Disparue en 2002, la revue était une référence dans le monde du manga, et cruciale dans l’histoire de la jeunesse japonaise des années 1960.
Au même titre que le cinéma, la peinture ou la bande dessinée (un domaine plus en plus concurrencé), le manga est aujourd’hui un secteur florissant en France. À tel point que, outre la sortie récurrente de nouveaux titres, il fait désormais l’objet d’événements ultra-populaires, comme des salons ou des expositions.
Un voyage dans le temps et une leçon d’Histoire sur le Japon
Depuis le 14 juin, ce n’est pas un manga ou un auteur qui est à l’honneur, mais un mensuel. Fondé en 1964, Garo s’est imposé comme une référence pour la jeunesse japonaise, à une époque cruciale pour le pays. Le mensuel iconoclaste est à l’honneur d’une exposition gratuite à la Maison de la culture du Japon à Paris. Pour rappel, cet établissement se situe dans le 15e arrondissement, au 101bis quai Jacques Chirac. Véritable saut dans le temps, l’exposition souligne le rôle révolutionnaire joué par Garo au cours de ses dix premières années d’existence et l’impact considérable qu’il a laissé sur le monde du manga.

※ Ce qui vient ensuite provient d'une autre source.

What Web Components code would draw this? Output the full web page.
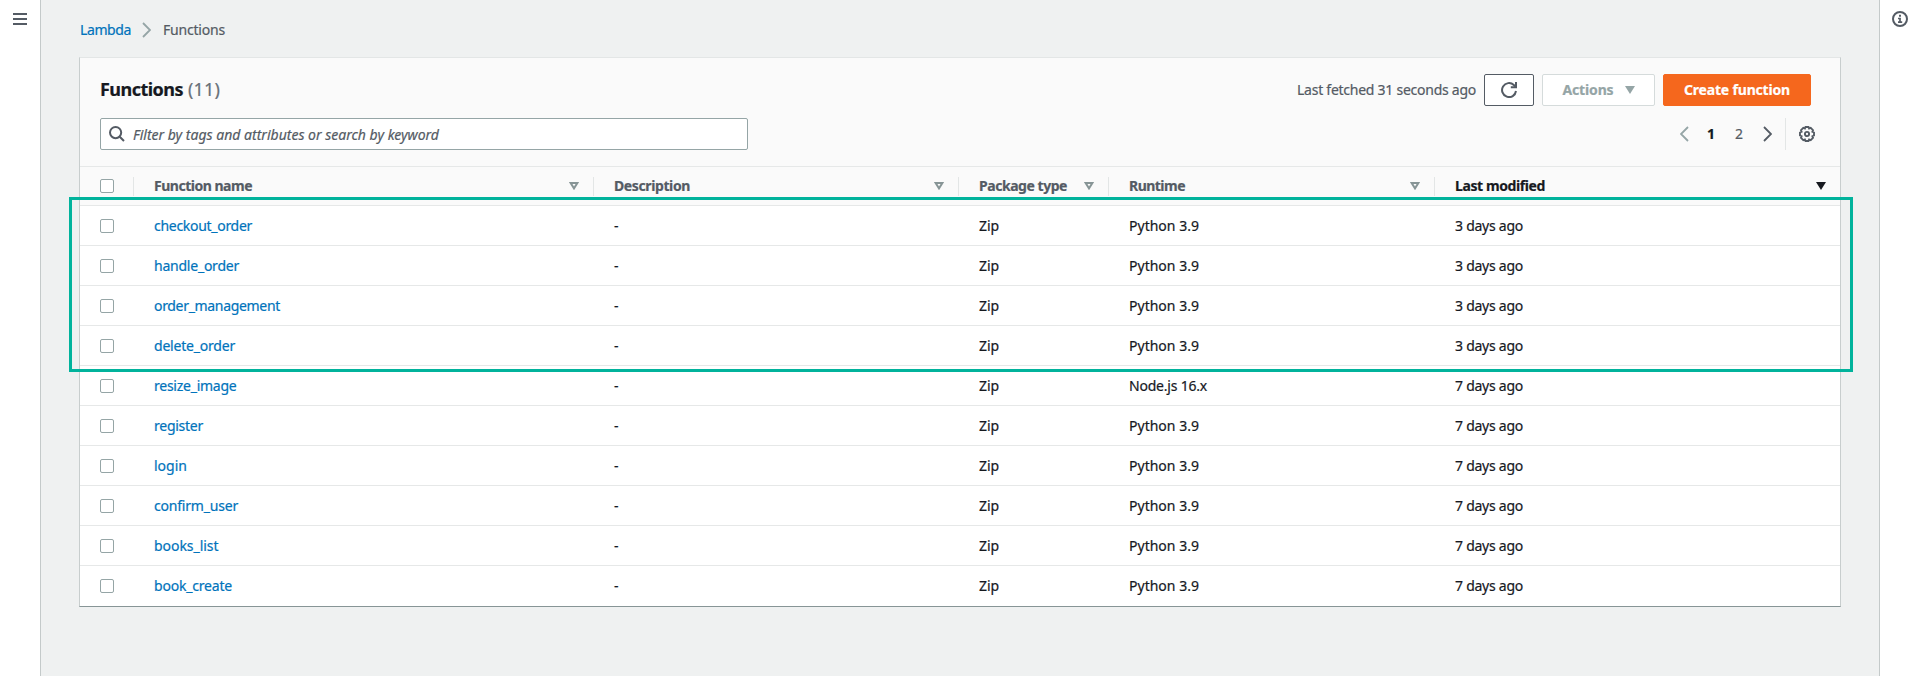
<!DOCTYPE html>
<html lang="en">
<head>
<meta charset="utf-8">
<title>Functions - Lambda</title>
<style>
html,body{margin:0;height:100%}
body{font:14px/22px "Noto Sans","Open Sans",sans-serif;color:#16191f;overflow:hidden;-webkit-text-stroke:.2px currentColor}
</style>
</head>
<body>
<console-shell>
  <crumb-trail></crumb-trail>
  <functions-panel></functions-panel>
</console-shell>
<script>
function define(name, html, setup) {
  customElements.define(name, class extends HTMLElement {
    connectedCallback() {
      if (this.shadowRoot) return;
      this.attachShadow({ mode: 'open' }).innerHTML = html;
      if (setup) setup.call(this, this.shadowRoot);
    }
  });
}

/* One line of text tracked to a given width. */
define('fit-text', `<style>:host{display:inline-block;white-space:pre;font-kerning:normal}span{display:inline-block}</style><span><slot></slot></span>`, function (root) {
  const w = parseFloat(this.getAttribute('w'));
  const s = root.querySelector('span');
  const n = this.textContent.length;
  const now = s.getBoundingClientRect().width;
  if (w && n > 1 && now) {
    s.style.letterSpacing = ((w - now) / n).toFixed(3) + 'px';
  }
});

const ICONS = {
  menu: ['14', '12', '<path d="M0 1h14M0 6h14M0 11h14" stroke-width="2"/>'],
  info: ['16', '16', '<circle cx="8" cy="8" r="7" stroke-width="2"/><path d="M6 7.5h2.9M8 7v4M6 11.2h4.2" stroke-width="1.7"/><path d="M7 4.8h2" stroke-width="1.9"/>'],
  chevron: ['9', '16', '<path d="M1 1l7 7-7 7" stroke-width="1.8"/>'],
  back: ['9', '16', '<path d="M8 1L1 8l7 7" stroke-width="1.8"/>'],
  search: ['16', '16', '<circle cx="6.6" cy="6.6" r="5.6" stroke-width="2"/><path d="M10.7 10.7l4.3 4.3" stroke-width="2"/>'],
  refresh: ['16', '16', '<path d="M15 9a7 7 0 1 1-2.2-6.1L15 5" stroke-width="2"/><path d="M15 0v5.2h-5.2" stroke-width="2"/>'],
  gear: ['16', '16', '<path d="M6.5 1h3l.6 1.5 1.6-.6 2.3 2.3-.6 1.6 1.6.7v3l-1.6.7.6 1.6-2.3 2.3-1.6-.6-.6 1.5h-3l-.6-1.5-1.6.6L2 11.800l.6-1.600L1 9.500v-3l1.600-.700L2 4.200l2.300-2.300 1.600.600z" stroke-width="1.9"/><circle cx="8" cy="8" r="2.100" stroke-width="1.900"/>'],
  caret: ['10', '8', '<path d="M0 0h10L5 8z" fill="currentColor" stroke="none"/>'],
  sort: ['10', '8', '<path d="M1.600 1h6.800L5 6.400z" stroke-width="2"/>']
};
define('ui-icon', `<style>:host{display:inline-flex;flex:none}svg{display:block;fill:none;stroke:currentColor}</style><div></div>`, function (root) {
  const [w, h, body] = ICONS[this.getAttribute('name')];
  root.querySelector('div').innerHTML = `<svg width="${w}" height="${h}" viewBox="0 0 ${w} ${h}">${body}</svg>`;
});

define('check-box', `<style>:host{display:block;box-sizing:border-box;width:14px;height:14px;border:1px solid #95a5a6;border-radius:2px;background:#fff}</style>`);

define('ui-button', `<style>
:host{display:flex;box-sizing:border-box;height:32px;align-items:center;justify-content:center;border:1px solid #545b64;border-radius:2px;background:#fff;color:#545b64;font-weight:700}
:host([kind=icon]){width:50px}
:host([kind=disabled]){width:113px;gap:11px;color:#95a5a6;border-color:#d5dbdb}
:host([kind=primary]){width:148px;background:#f5671d;border-color:#f5671d;color:#fff}
</style><slot></slot>`);

define('console-shell', `<style>
:host{display:grid;grid-template-columns:41px 1fr 41px;height:100vh}
aside{box-sizing:border-box;background:#fff;color:#545b64;display:flex;align-items:flex-start}
.l{border-right:1px solid #c4caca;padding:13px 0 0 13px}
.r{border-left:1px solid #c4caca;padding:11px 0 0 12px}
main{background:#eff1f1;padding:19px 38px 0}
</style><aside class="l"><ui-icon name="menu"></ui-icon></aside><main><slot></slot></main><aside class="r"><ui-icon name="info"></ui-icon></aside>`);

define('crumb-trail', `<style>
:host{display:flex;height:22px;align-items:center;padding-left:1px;color:#545b64}
a{color:#0073bb;width:62px}.c{width:21px;display:flex;color:#95a5a6}
</style><a><fit-text w="51">Lambda</fit-text></a><span class="c"><ui-icon name="chevron"></ui-icon></span><fit-text w="62">Functions</fit-text>`);

define('page-nav', `<style>
:host{display:flex;align-items:center;height:32px;color:#545b64}
.p{color:#95a5a6;width:27px;display:flex}b{color:#16191f;width:28px}.n{width:28px}.x{width:22px;display:flex}
.g{height:32px;border-left:1px solid #e3e6e6;padding-left:13px;display:flex;align-items:center}
</style><span class="p"><ui-icon name="back"></ui-icon></span><b>1</b><span class="n">2</span><span class="x"><ui-icon name="chevron"></ui-icon></span><span class="g"><ui-icon name="gear"></ui-icon></span>`);

define('panel-header', `<style>
:host{display:block;height:108px;box-sizing:border-box;padding:16px 25px 0 20px}
.a,.b{display:flex;height:32px;align-items:center}
.b{margin-top:12px;justify-content:space-between}
h2{margin:0 0 2px;flex:1;font-size:18px;line-height:22px;font-weight:700;display:flex;gap:5px}
h2 span{font-weight:400;color:#687078}
.t{color:#545b64;margin:0 8px 1px 0}
.btns{display:flex;gap:8px;margin-right:4px}
.s{box-sizing:border-box;width:648px;height:32px;border:1px solid #95a5a6;border-radius:2px;background:#fff;display:flex;align-items:center;gap:8px;padding-left:8px;color:#545b64;font-style:italic}
.s fit-text{margin-top:2px}
</style>
<div class="a"><h2><fit-text w="83">Functions</fit-text><span><fit-text w="32">(11)</fit-text></span></h2>
<fit-text class="t" w="179">Last fetched 31 seconds ago</fit-text>
<div class="btns"><ui-button kind="icon"><ui-icon name="refresh"></ui-icon></ui-button>
<ui-button kind="disabled"><fit-text w="51">Actions</fit-text><ui-icon name="caret"></ui-icon></ui-button>
<ui-button kind="primary"><fit-text w="106">Create function</fit-text></ui-button></div></div>
<div class="b"><div class="s"><ui-icon name="search"></ui-icon><fit-text w="306">Filter by tags and attributes or search by keyword</fit-text></div><page-nav></page-nav></div>`);

const COLS = '53px 460px 365px 150px 326px 1fr';

define('col-head', `<style>
:host{display:flex;box-sizing:border-box;height:19px;align-items:center;justify-content:space-between;border-left:1px solid #e3e6e6;padding:0 14px 0 20px;font-weight:700;color:#545b64}
ui-icon{color:#879596}
:host([on]),:host([on]) ui-icon{color:#16191f}
</style><slot></slot><i></i>`, function (root) {
  const icon = document.createElement('ui-icon');
  icon.setAttribute('name', this.hasAttribute('on') ? 'caret' : 'sort');
  root.querySelector('i').replaceWith(icon);
});

define('head-row', `<style>
:host{display:grid;grid-template-columns:${COLS};height:40px;box-sizing:border-box;border-top:1px solid #e6e8e8;border-bottom:1px solid #e6e8e8;align-items:center}
check-box{margin-left:20px}
</style><check-box></check-box>
<col-head><fit-text w="98">Function name</fit-text></col-head>
<col-head><fit-text w="76">Description</fit-text></col-head>
<col-head><fit-text w="88">Package type</fit-text></col-head>
<col-head><fit-text w="56">Runtime</fit-text></col-head>
<col-head on><fit-text w="90">Last modified</fit-text></col-head>`);

define('function-row', `<style>
:host{display:grid;grid-template-columns:${COLS};height:40px;box-sizing:border-box;border-bottom:1px solid #e6e8e8;align-items:center}
:host([last]){border-bottom-color:transparent}
check-box{margin-left:20px}
div{padding-left:21px}
a{color:#0073bb}
</style><check-box></check-box><div><a class="n"></a></div><div>-</div><div><fit-text w="20">Zip</fit-text></div><div class="r"></div><div class="m"></div>`, function (root) {
  const put = (sel, text, w) => {
    const f = document.createElement('fit-text');
    f.textContent = text; f.setAttribute('w', w);
    root.querySelector(sel).append(f);
  };
  put('.n', this.getAttribute('name'), this.getAttribute('w'));
  const rt = this.getAttribute('runtime');
  put('.r', rt, rt[0] === 'N' ? 78 : 70);
  put('.m', this.getAttribute('modified'), 68);
});

define('functions-panel', `<style>
:host{display:block;position:relative;margin-top:16px;height:550px;box-sizing:border-box;border:1px solid #c8cece;border-top-color:#e3e6e6;border-bottom-color:#879596;background:#fff}
.top{background:#fafafa}
.mark{position:absolute;left:-11px;top:139px;width:1784px;height:175px;box-sizing:border-box;border:3px solid #01b39c;pointer-events:none}
</style><div class="top"><panel-header></panel-header><head-row></head-row></div><div class="rows"></div><div class="mark"></div>`, function (root) {
  const data = [['checkout_order', 98], ['handle_order', 85], ['order_management', 126], ['delete_order', 81], ['resize_image', 82.5], ['register', 49], ['login', 33], ['confirm_user', 84], ['books_list', 64.5], ['book_create', 78]];
  data.forEach(([name, w], i) => {
    const r = document.createElement('function-row');
    r.setAttribute('name', name);
    r.setAttribute('w', w);
    r.setAttribute('runtime', i === 4 ? 'Node.js 16.x' : 'Python 3.9');
    r.setAttribute('modified', (i < 4 ? 3 : 7) + ' days ago');
    if (i === 9) r.setAttribute('last', '');
    root.querySelector('.rows').append(r);
  });
});
</script>
</body>
</html>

Les œuvres de Shirato Sanpei, Tsuge Yoshiharu, Mizuki Shigeru, Tsuge Tadao, Katsumata Susumu ou encore Tatsumi Yoshihiro ont en effet contribué à ouvrir un chapitre important de l’histoire du manga. Accessible jusqu’au 30 juillet, cette exposition est l’occasion d’admirer des documents exceptionnels et originaux, qui permettent de (re)plonger l’histoire de ce mensuel emblématique et, surtout, de découvrir le Japon autrement. Le samedi 25 juin, de 15 heures à 16h30, les plus curieux pourront même assister à une conférence de Claude Leblanc, journaliste et commissaire de l’exposition, qui viendra parler de ce magazine mythique.
Un rayonnement considérable dans la création des mangas
La revue a été fondée à l’automne 1964, alors que Tokyo s’apprêtait à recevoir les Jeux olympiques d’Été. Elle était prisée par les étudiants et la jeunesse contestataire, et a bouleversé le manga sur les plans graphique et narratif. Le magazine est né de l’idée de Katsuichi Nagai et du dessinateur Shirato Sanpei, désireux de créer une revue pour accueillir la nouvelle série du mangaka : Kamui-Den. Cette création est un récit martial qui se situe dans la période d’Edo et raconte en creux le destin des « petites gens », les discriminations et la violence sociale. Un symbole de lutte contre l’oppression qui trouvera une certaine résonance dans le Japon des années 1960. La série n’était toutefois pas prête au lancement de Garo et elle est parue dès le numéro 4 et jusqu’en 1971, à raison d’une centaine de pages par parution.
Malgré une fabrication quasi artisanale et une modeste diffusion (80 000 exemplaires au sommet de sa popularité), le mensuel a eu un rayonnement considérable dans la création de mangas, bien avant le Weekly Shonen Jump. « L’histoire du magazine s’inscrit dans un tournant de l’histoire japonaise d’après-guerre, celle de la reconstruction, de l’entrée dans la croissance économique et des bouleversements des modes de vies, une période aussi d’agitation sociale et politique », résume Claude Leblanc, commissaire de l’exposition. Finalement, le magazine a survécu jusqu’en 2002.